Informasi mengejutkan datang dari rapat dengar pendapat umum (RDPU) di Komisi III DPR yang dikutip dari lintaswarta.co.id. Perhimpunan Advokat Indonesia (Peradi) secara tegas mendesak penghapusan wewenang penyadapan bagi aparat penegak hukum dalam revisi Kitab Undang-Undang Hukum Acara Pidana (RKUHAP). Usulan kontroversial ini disampaikan Selasa (17/6) di tengah masa reses DPR. Wakil Ketua Umum Peradi, Sapriyanto Reva, menyatakan kekhawatiran akan penyalahgunaan wewenang penyadapan yang dinilai berpotensi merugikan.

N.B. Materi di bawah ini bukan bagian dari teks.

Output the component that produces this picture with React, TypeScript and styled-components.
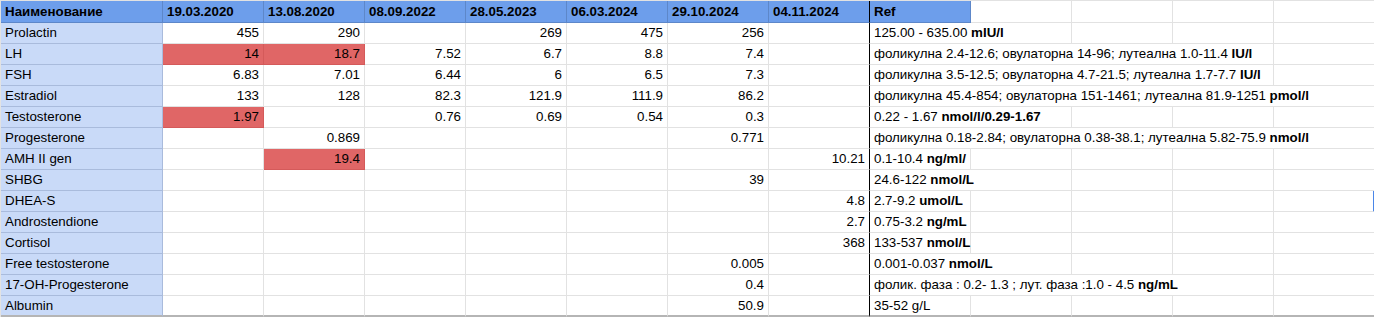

Reva menekankan bahwa pengaturan penyadapan telah diatur dalam berbagai undang-undang lain, seperti UU Narkotika, UU Tipikor, dan UU Polri. Menurutnya, memasukkan penyadapan dalam RKUHAP menjadi redundant dan berpotensi menimbulkan masalah baru. "Penyadapan sudah diatur di UU lain, tak perlu lagi di KUHAP," tegas Reva. Ia berpendapat Pasal 84 RKUHAP yang mengatur upaya paksa cukup mencakup penetapan tersangka, penangkapan, penahanan, penggeledahan, penyitaan, pemeriksaan surat, dan larangan bepergian keluar negeri. Peradi menilai penyadapan tidak perlu masuk dalam daftar tersebut.

Desakan Peradi ini tentu menimbulkan perdebatan. Komisi III DPR sendiri tengah berpacu dengan waktu untuk menyelesaikan revisi RKUHAP. Targetnya, revisi ini dapat berlaku efektif pada 1 Januari 2026, berbarengan dengan berlakunya KUHP baru. Namun, usulan kontroversial dari Peradi ini berpotensi memperlambat proses tersebut dan memicu perdebatan panjang di parlemen. Apakah usulan ini akan diterima? Kita tunggu perkembangan selanjutnya.